Prospective LDS Outreach among the Zhuang People in China
Author: Matt Martinich
Posted: August 31st, 2015
The Zhuang constitute a collection of related peoples in Guangxi Zhuang Autonomous Region, China and extreme northern Vietnam. The Zhuang constitute approximately one-third of the population of Guangxi Zhuang Autonomous Region and are the largest ethnolinguistic minority group in China. The worldwide Zhuang population is estimated at 19.4 million people, with the vast majority residing in China. The LDS Church has never engaged in missionary activity among Zhuang peoples and currently appears to have only a handful of Zhuang members, if any at all.
This case study provides a brief introduction to Zhuang peoples. Opportunities and challenges for establishing an LDS presence and proselytizing the Zhuang are examined. The growth of the Church among other ethnic minority groups in mainland China is reviewed and the size and growth of other missionary-focused Christian groups who have a presence among the Zhuang is summarized. Limitations to this case study are identified and prospects for future growth are predicted.
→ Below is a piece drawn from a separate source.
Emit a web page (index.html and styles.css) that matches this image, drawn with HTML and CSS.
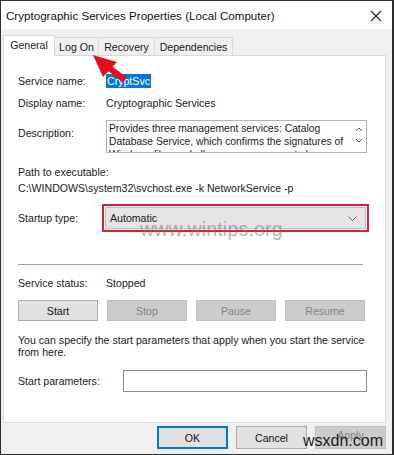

The Zhuang have been heavily influenced by Chinese culture and language albeit Zhuang languages are not classified as Chinese. Rather, these languages pertain to the Northern Tai branch and Central Tai branch of the Tai-Kadai language family. There are approximately 17 Zhuang ethnolinguistic groups. Zhuang languages are generally written in Han Chinese characters or in Zhuang characters – characters derived from Chinese that have been modified for Zhuang language use. Chinese languages have influenced the development of Zhuang languages. Most adhere to indigenous religious beliefs. Less than one percent of Zhuang adhere to Christianity. A map displaying the location of Zhuang ethnolinguistic groups and the number of speakers for each Zhuang people can be found here.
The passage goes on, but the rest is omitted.